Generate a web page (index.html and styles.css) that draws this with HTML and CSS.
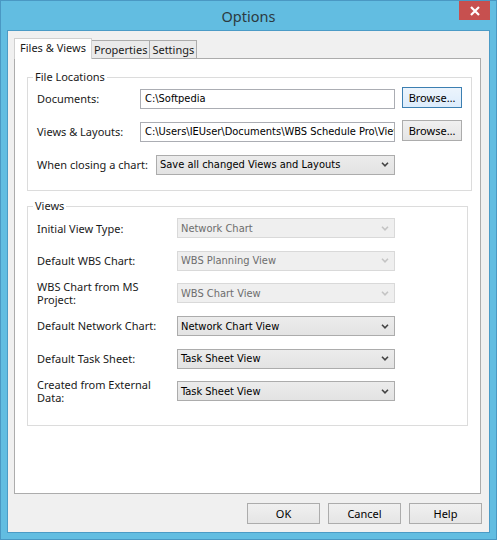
FILE: index.html
```html
<!DOCTYPE html>
<html lang="en">
<head>
    <meta charset="UTF-8">
    <title>Options</title>
    <link rel="stylesheet" href="styles.css">
</head>
<body>
    <div class="window">
        <div class="titlebar">
            <span></span>
            <span class="title">Options</span>
            <button class="close" title="Close">
                <svg width="10" height="10" viewBox="0 0 10 10"><path d="M1 1 L9 9 M9 1 L1 9" stroke="#fff" stroke-width="2.2"/></svg>
            </button>
        </div>

        <div class="client">
            <div class="tabs">
                <div class="tab active">Files &amp; Views</div>
                <div class="tab">Properties</div>
                <div class="tab">Settings</div>
            </div>

            <div class="panel">
                <fieldset class="group">
                    <legend>File Locations</legend>
                    <div class="rows">
                        <div class="row">
                            <label class="lbl lbl-path">Documents:</label>
                            <div class="field">C:\Softpedia</div>
                            <button class="btn browse focused">Browse…</button>
                        </div>
                        <div class="row">
                            <label class="lbl lbl-path">Views &amp; Layouts:</label>
                            <div class="field">C:\Users\IEUser\Documents\WBS Schedule Pro\Views</div>
                            <button class="btn browse">Browse…</button>
                        </div>
                        <div class="row">
                            <label class="lbl lbl-close">When closing a chart:</label>
                            <div class="combo wide">
                                <span>Save all changed Views and Layouts</span>
                                <svg width="8" height="5" viewBox="0 0 8 5"><polyline points="1,0.8 4,3.8 7,0.8" fill="none" stroke="#444" stroke-width="1.6"/></svg>
                            </div>
                        </div>
                    </div>
                </fieldset>

                <fieldset class="group views">
                    <legend>Views</legend>
                    <div class="rows">
                        <div class="row">
                            <label class="lbl lbl-view">Initial View Type:</label>
                            <div class="combo disabled">
                                <span>Network Chart</span>
                                <svg width="8" height="5" viewBox="0 0 8 5"><polyline points="1,0.8 4,3.8 7,0.8" fill="none" stroke="#c4c4c4" stroke-width="1.6"/></svg>
                            </div>
                        </div>
                        <div class="row">
                            <label class="lbl lbl-view">Default WBS Chart:</label>
                            <div class="combo disabled">
                                <span>WBS Planning View</span>
                                <svg width="8" height="5" viewBox="0 0 8 5"><polyline points="1,0.8 4,3.8 7,0.8" fill="none" stroke="#c4c4c4" stroke-width="1.6"/></svg>
                            </div>
                        </div>
                        <div class="row">
                            <label class="lbl lbl-view">WBS Chart from MS Project:</label>
                            <div class="combo disabled">
                                <span>WBS Chart View</span>
                                <svg width="8" height="5" viewBox="0 0 8 5"><polyline points="1,0.8 4,3.8 7,0.8" fill="none" stroke="#c4c4c4" stroke-width="1.6"/></svg>
                            </div>
                        </div>
                        <div class="row">
                            <label class="lbl lbl-view">Default Network Chart:</label>
                            <div class="combo">
                                <span>Network Chart View</span>
                                <svg width="8" height="5" viewBox="0 0 8 5"><polyline points="1,0.8 4,3.8 7,0.8" fill="none" stroke="#444" stroke-width="1.6"/></svg>
                            </div>
                        </div>
                        <div class="row">
                            <label class="lbl lbl-view">Default Task Sheet:</label>
                            <div class="combo">
                                <span>Task Sheet View</span>
                                <svg width="8" height="5" viewBox="0 0 8 5"><polyline points="1,0.8 4,3.8 7,0.8" fill="none" stroke="#444" stroke-width="1.6"/></svg>
                            </div>
                        </div>
                        <div class="row">
                            <label class="lbl lbl-view">Created from External Data:</label>
                            <div class="combo">
                                <span>Task Sheet View</span>
                                <svg width="8" height="5" viewBox="0 0 8 5"><polyline points="1,0.8 4,3.8 7,0.8" fill="none" stroke="#444" stroke-width="1.6"/></svg>
                            </div>
                        </div>
                    </div>
                </fieldset>
            </div>

            <div class="buttons">
                <button class="btn action">OK</button>
                <button class="btn action">Cancel</button>
                <button class="btn action">Help</button>
            </div>
        </div>
    </div>
</body>
</html>
```

FILE: styles.css
```css
body {
    margin: 0;
    font-family: "Noto Sans", sans-serif;
    font-size: 11px;
    color: #1a1a1a;
}
.window {
    width: 497px;
    height: 540px;
    box-sizing: border-box;
    border: 1px solid #4a98c3;
    background-color: #62bde1;
    padding: 0 6px 6px;
}
.titlebar {
    height: 29px;
    display: grid;
    grid-template-columns: 1fr auto 1fr;
    align-items: center;
}
.title {
    font-size: 14.5px;
    color: #2c3a40;
    padding-top: 1px;
}
.close {
    justify-self: end;
    align-self: start;
    width: 31px;
    height: 19px;
    border: none;
    padding: 0;
    background-color: #c7504f;
    display: flex;
    align-items: center;
    justify-content: center;
}
.client {
    height: 503px;
    box-sizing: border-box;
    border: 1px solid #4b9bc6;
    background-color: #f0f0f0;
    padding: 7px 8px 0 6px;
}
.tabs {
    display: flex;
    align-items: flex-end;
    height: 21px;
    margin-bottom: -1px;
}
.tab {
    box-sizing: border-box;
    height: 18px;
    margin-bottom: 1px;
    padding: 0 2px;
    border: 1px solid #acacac;
    border-bottom: none;
    background-color: #eaeaea;
    line-height: 17px;
    white-space: nowrap;
}
.tab + .tab {
    margin-left: -1px;
}
.tab.active {
    position: relative;
    z-index: 1;
    height: 21px;
    margin-bottom: 0;
    padding: 0 5px;
    background-color: #fff;
    border-color: #d0d0d0;
    line-height: 18px;
}
.panel {
    height: 436px;
    box-sizing: border-box;
    border: 1px solid #acacac;
    background-color: #fff;
    padding: 11px 12px;
}
.group {
    margin: 0;
    border: 1px solid #dcdcdc;
    padding: 0 9px 9px;
}
.group legend {
    margin-left: -4px;
    padding: 0 2px;
    line-height: 14px;
}
.group.views {
    margin-top: 8px;
    padding-bottom: 17px;
}
.rows {
    display: grid;
    grid-auto-rows: 33px;
    margin-top: -2px;
}
.views .rows {
    grid-auto-rows: 32.6px;
    margin-top: -1px;
}
.row {
    display: flex;
    align-items: center;
}
.lbl {
    flex: none;
    line-height: 13.5px;
}
.lbl-path {
    width: 103px;
}
.lbl-close {
    width: 119px;
}
.lbl-view {
    width: 124px;
    margin-right: 16px;
}
.field, .combo {
    box-sizing: border-box;
    height: 20px;
    font-family: "DejaVu Sans Condensed", "Liberation Sans", sans-serif;
    font-size: 11px;
    white-space: nowrap;
    overflow: hidden;
}
.field {
    width: 255px;
    border: 1px solid #abadb3;
    padding: 0 4px;
    line-height: 18px;
    color: #000;
}
.combo {
    width: 218px;
    display: flex;
    align-items: center;
    border: 1px solid #acacac;
    background: linear-gradient(#ececec, #e3e3e3);
    padding: 0 5px 0 3px;
    color: #000;
}
.combo span {
    flex: 1;
}
.combo.wide {
    width: 239px;
}
.combo.disabled {
    border-color: #d9d9d9;
    background: #efefef;
    color: #6d6d6d;
}
.btn {
    box-sizing: border-box;
    height: 21px;
    border: 1px solid #acacac;
    background: linear-gradient(#f0f0f0, #e5e5e5);
    font-family: "Noto Sans", sans-serif;
    font-size: 11px;
    color: #000;
    padding: 0;
}
.browse {
    width: 60px;
    margin-left: 7px;
    margin-top: -3px;
}
.browse.focused {
    border-color: #3c7fb1;
    background: linear-gradient(#ecf4fc, #dcecfc);
}
.buttons {
    display: flex;
    justify-content: flex-end;
    gap: 8px;
    margin-top: 9px;
    margin-right: -1px;
}
.action {
    width: 73px;
}
```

====================

Problem details
Take each line of the material that contains the word "styles" and list it.

Task response
Generate a web page (index.html and styles.css) that draws this with HTML and CSS.
    <link rel="stylesheet" href="styles.css">
FILE: styles.css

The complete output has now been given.